General Electric entered 2020 in the early stages of a multiyear turnaround, seeking to reverse years of share-price declines due to market-topping acquisitions and the accumulation of a huge debt burden. The industrial conglomerate is selling off numerous divisions to raise cash and pay down its debt, but the pandemic is creating new headaches in areas that were supposed to be bright spots for GE.
The company's massive aviation unit, which entered the year on a high and was expected to fund a restructuring of its less-successful energy operations, has been hit hard by the pandemic, which has caused airlines to retrench.
GE CEO Larry Culp, speaking at an investor conference on Thursday, said the company is cutting about 25% of its aviation workforce. GE's separate airplane finance arm is getting requests from about 85% of its customers for at least short-term deferrals as they manage through the crisis.

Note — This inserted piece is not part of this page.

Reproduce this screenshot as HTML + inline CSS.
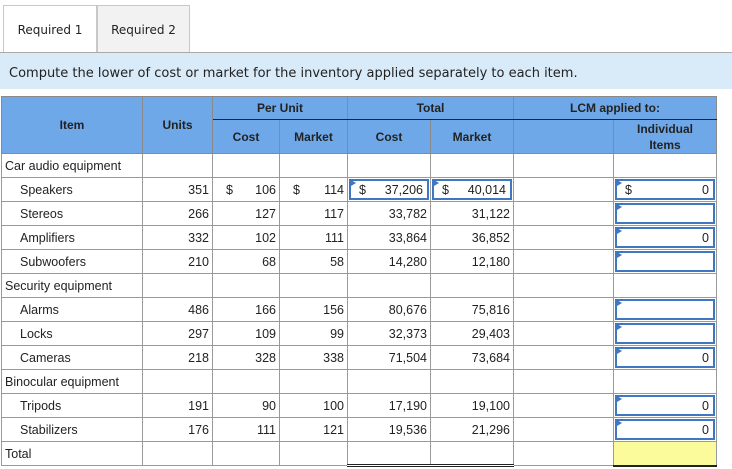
<!DOCTYPE html>
<html><head><style>
body{margin:0;background:#fff;font-family:"Liberation Sans",Arial,sans-serif;font-size:12px;color:#222;width:732px;height:469px;overflow:hidden;position:relative}
.tab{position:absolute;top:5px;height:47px;border:1px solid #c8c8c8;border-bottom:none;font-family:"DejaVu Sans",Verdana,sans-serif;font-size:12px;line-height:48px;text-align:center;color:#222}
.line{position:absolute;top:52px;left:0;width:732px;height:1px;background:#aaa}
.band{position:absolute;top:53px;left:0;width:732px;height:36px;background:#d9ebf9;font-family:"DejaVu Sans",Verdana,sans-serif;font-size:13px;line-height:42px;padding-left:9px;box-sizing:border-box;color:#222}
table{position:absolute;top:96px;left:1px;border-collapse:collapse;table-layout:fixed}
td{border:1px solid #9a9a9a;height:24px;padding:0 3px;box-sizing:border-box;text-align:right;position:relative;white-space:nowrap;font-family:"Liberation Sans",Arial,sans-serif;font-size:12.5px}
tr.r{height:24px}
th{background:#6fa8e8;border:1px solid #8a8a8a;font-weight:bold;font-size:12px;color:#222;padding:0}
th.bb{border-bottom:1px solid #222}
td.l{text-align:left}
td.i{padding-left:18px;text-align:left}
.d2{float:left;padding-left:5px}
.in{position:absolute;left:1px;top:1px;right:1px;bottom:1px;border:2px solid #3f78c0;text-align:right;line-height:19px;padding-right:4px}
.in:before{content:"";position:absolute;left:0;top:0;border-left:5px solid #3f78c0;border-top:3px solid transparent;border-bottom:3px solid transparent;top:-1px}
.in .d2{padding-left:8px}
td.y{background:#fbfb9c;border-bottom:2px solid #222}
td.dbl{border-bottom:3px double #222}
</style></head><body>
<div class="tab" style="left:3px;width:92px;background:#fff;height:48px">Required 1</div>
<div class="tab" style="left:97px;width:91px;background:#f2f2f2">Required 2</div>
<div class="line"></div>
<div class="band">Compute the lower of cost or market for the inventory applied separately to each item.</div>
<table>
<colgroup><col style="width:141px"><col style="width:70px"><col style="width:67px"><col style="width:68px"><col style="width:83px"><col style="width:83px"><col style="width:100px"><col style="width:103px"></colgroup>
<tr style="height:23px"><th rowspan="2">Item</th><th rowspan="2">Units</th><th colspan="2" class="bb">Per Unit</th><th colspan="2" class="bb">Total</th><th colspan="2" class="bb">LCM applied to:</th></tr>
<tr style="height:34px"><th>Cost</th><th>Market</th><th>Cost</th><th>Market</th><th></th><th style="line-height:16px">Individual<br>Items</th></tr>
<tr class="r"><td class="l">Car audio equipment</td><td></td><td></td><td></td><td></td><td></td><td></td><td></td></tr>
<tr class="r"><td class="i">Speakers</td><td>351</td><td><span class="d2" style="padding-left:10px">$</span>106</td><td><span class="d2" style="padding-left:10px">$</span>114</td><td><div class="in"><span class="d2">$</span>37,206</div></td><td><div class="in"><span class="d2">$</span>40,014</div></td><td></td><td><div class="in"><span class="d2">$</span>0</div></td></tr>
<tr class="r"><td class="i">Stereos</td><td>266</td><td>127</td><td>117</td><td>33,782</td><td>31,122</td><td></td><td><div class="in"></div></td></tr>
<tr class="r"><td class="i">Amplifiers</td><td>332</td><td>102</td><td>111</td><td>33,864</td><td>36,852</td><td></td><td><div class="in">0</div></td></tr>
<tr class="r"><td class="i">Subwoofers</td><td>210</td><td>68</td><td>58</td><td>14,280</td><td>12,180</td><td></td><td><div class="in"></div></td></tr>
<tr class="r"><td class="l">Security equipment</td><td></td><td></td><td></td><td></td><td></td><td></td><td></td></tr>
<tr class="r"><td class="i">Alarms</td><td>486</td><td>166</td><td>156</td><td>80,676</td><td>75,816</td><td></td><td><div class="in"></div></td></tr>
<tr class="r"><td class="i">Locks</td><td>297</td><td>109</td><td>99</td><td>32,373</td><td>29,403</td><td></td><td><div class="in"></div></td></tr>
<tr class="r"><td class="i">Cameras</td><td>218</td><td>328</td><td>338</td><td>71,504</td><td>73,684</td><td></td><td><div class="in">0</div></td></tr>
<tr class="r"><td class="l">Binocular equipment</td><td></td><td></td><td></td><td></td><td></td><td></td><td></td></tr>
<tr class="r"><td class="i">Tripods</td><td>191</td><td>90</td><td>100</td><td>17,190</td><td>19,100</td><td></td><td><div class="in">0</div></td></tr>
<tr class="r"><td class="i">Stabilizers</td><td>176</td><td>111</td><td>121</td><td>19,536</td><td>21,296</td><td></td><td><div class="in">0</div></td></tr>
<tr class="r"><td class="l">Total</td><td></td><td></td><td></td><td class="dbl"></td><td class="dbl"></td><td></td><td class="y"></td></tr>
</table>
</body></html>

It all adds up to less cash coming through the door. Culp said that he expects second-quarter free cash outflow to be between $3.5 billion and $4.5 billion, significantly worse than the consensus $2.5 billion cash burn estimate. And full-year 2020 free cash flow is now also likely to be negative.
Coming into 2020, aviation looked like one of the rare bright spots in GE's portfolio. Now, it's hard to find any reason to get excited about the company in the near term.
Culp is the right person to manage a turnaround, and at current prices, GE shares are as affordable as they have been in decades. But before investors buy in, they should be warned the turnaround is likely to take years at best. In the meantime, it's hard to see what the catalyst might be to get GE shares soaring higher.